Remember, this story isn’t just a bit of history of Abraham and Sarah … the story of the ancestors of our faith some four thousand years ago. We can see this story in the headlines every day. And, we can see this story in our own lives … God's call upon Abraham's life is a call that's repeated to each one of us today. It is a call that challenges conventional wisdom, and yes, it feels counter-intuitive. Yet, God calls us to move beyond our fears … fear of the unknown that we can't control … fear of others who are different from us … and fear of powerlessness in the face of impossibilities. God calls us to trust … to include the stranger … and to face with confidence the unknown in our lives.

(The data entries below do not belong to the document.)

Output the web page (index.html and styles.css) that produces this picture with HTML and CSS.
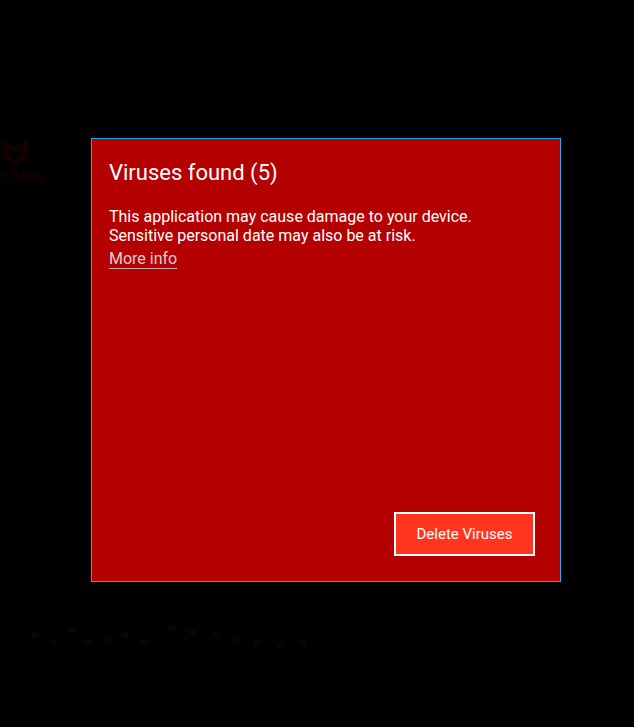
FILE: index.html
```html
<!DOCTYPE html>
<html lang="en">
<head>
<meta charset="utf-8">
<title>Viruses found</title>
<link rel="stylesheet" href="styles.css">
</head>
<body>
  <div class="page">
    <header class="brand">
      <svg class="brand-mark" width="30" height="28" viewBox="0 0 30 28" aria-hidden="true">
        <path d="M3 2 L15 8 L27 2 L27 21 L15 27 L3 21 Z M8 10 L8 18 L15 22 L22 18 L22 10 L15 14 Z" fill="#140000" fill-rule="evenodd"/>
      </svg>
      <span class="brand-name">cAfee</span>
    </header>

    <section class="score">
      <svg width="634" height="130" viewBox="0 0 634 130" aria-hidden="true">
        <g stroke="#050505" stroke-width="1" fill="none">
          <line x1="0" y1="9" x2="634" y2="9"/>
          <line x1="0" y1="33" x2="475" y2="33"/>
          <line x1="0" y1="43" x2="475" y2="43"/>
          <line x1="0" y1="53" x2="475" y2="53"/>
          <line x1="0" y1="63" x2="475" y2="63"/>
          <line x1="0" y1="108" x2="475" y2="108"/>
          <line x1="0" y1="118" x2="475" y2="118"/>
        </g>
        <g fill="#060606">
          <ellipse cx="35" cy="38" rx="4" ry="3"/>
          <ellipse cx="53" cy="45" rx="4" ry="3"/>
          <ellipse cx="71" cy="33" rx="4" ry="3"/>
          <ellipse cx="89" cy="45" rx="4" ry="3"/>
          <ellipse cx="107" cy="42" rx="4" ry="3"/>
          <ellipse cx="125" cy="38" rx="4" ry="3"/>
          <ellipse cx="143" cy="45" rx="4" ry="3"/>
          <ellipse cx="172" cy="31" rx="4" ry="3"/>
          <ellipse cx="193" cy="35" rx="4" ry="3"/>
          <ellipse cx="215" cy="38" rx="4" ry="3"/>
          <ellipse cx="237" cy="42" rx="4" ry="3"/>
          <ellipse cx="258" cy="45" rx="4" ry="3"/>
          <ellipse cx="280" cy="48" rx="4" ry="3"/>
          <ellipse cx="302" cy="45" rx="4" ry="3"/>
        </g>
      </svg>
    </section>
  </div>

  <div class="dialog" role="alertdialog" aria-labelledby="dlg-title">
    <h1 class="dialog-title" id="dlg-title">Viruses found (5)</h1>
    <p class="dialog-text">This application may cause damage to your device.<br>Sensitive personal date may also be at risk.</p>
    <a class="dialog-link" href="#">More info</a>
    <div class="dialog-actions">
      <button class="btn-delete" type="button">Delete Viruses</button>
    </div>
  </div>
</body>
</html>
```

FILE: styles.css
```css
html, body {
  margin: 0;
  padding: 0;
  background: #000;
  height: 100%;
}

body {
  font-family: Roboto, "Liberation Sans", Arial, sans-serif;
  color: #fff;
  overflow: hidden;
}

.page {
  width: 634px;
  height: 727px;
  display: flex;
  flex-direction: column;
}

.brand {
  margin-top: 138px;
  display: flex;
  flex-direction: column;
  align-items: flex-start;
}

.brand-mark {
  display: block;
}

.brand-name {
  font-size: 17px;
  font-weight: 700;
  color: #120000;
  line-height: 20px;
}

.score {
  margin-top: auto;
  height: 130px;
}

.score svg {
  display: block;
}

/* modal overlay */
.dialog {
  position: absolute;
  left: 91px;
  top: 138px;
  width: 434px;
  height: 408px;
  padding: 17px;
  background: #b50000;
  border: 1px solid #2aa6ea;
  display: flex;
  flex-direction: column;
  align-items: flex-start;
}

.dialog-title {
  margin: 2px 0 0 0;
  font-size: 22px;
  font-weight: 400;
  line-height: 30px;
}

.dialog-text {
  margin: 19px 0 0 0;
  font-size: 16px;
  line-height: 19px;
}

.dialog-link {
  margin-top: 4px;
  font-size: 16px;
  line-height: 19px;
  color: #e0d0d0;
  text-decoration: none;
  border-bottom: 1px solid #c8b0b0;
}

.dialog-actions {
  margin-top: auto;
  align-self: stretch;
  display: flex;
  justify-content: flex-end;
  padding-right: 8px;
  padding-bottom: 8px;
}

.btn-delete {
  width: 141px;
  height: 44px;
  background: #ff3520;
  border: 2px solid #fff;
  color: #fff;
  font-family: Roboto, "Liberation Sans", Arial, sans-serif;
  font-size: 15px;
  cursor: pointer;
  padding: 0;
}
```
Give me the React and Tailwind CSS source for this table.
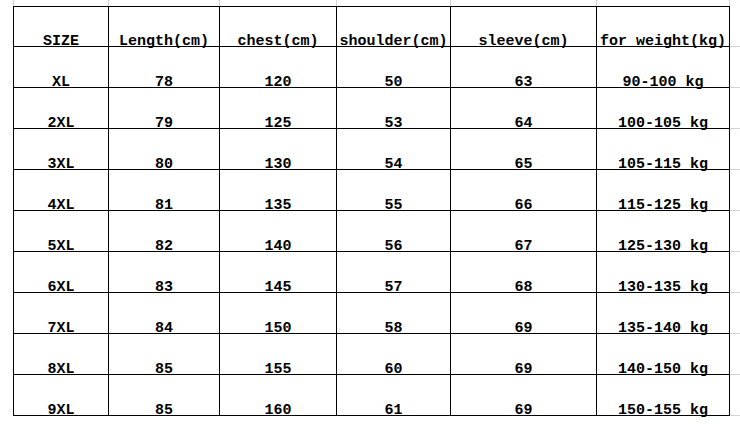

As we journey through our Lent … as each of participates in our own Lenten discipline … I invite you to ponder how God is calling you to live into a life that goes beyond your fears. During this Lent … in the midst of a tragic crisis that will affect us all … open your hearts and souls to the stranger who is our neighbor thousands of miles away … face the fears you have of your own security so you can provide safety for another … and seek a faith that believes in the impossible.
In these uncertain times for the people of Ukraine … and all of us around the world … I end with a "A Prayer of Unknowing" by Thomas Merton,
My Lord God, I have no idea where I am going. I do not see the road ahead of me. I cannot know for certain where it will end. Nor do I really know myself, and the fact that I think I am following Your will does not mean that I am actually doing so. But I believe that the desire to please You does in fact please You. And I hope I have that desire in all that I am doing. I hope that I will never do anything apart from that desire. And I know that, if I do this, You will lead me by the right road, though I may know nothing about it. Therefore I will trust You always though I may seem to be lost and in the shadow of death. I will not fear, for You are ever with me, and You will never leave me to face my perils alone. Amen.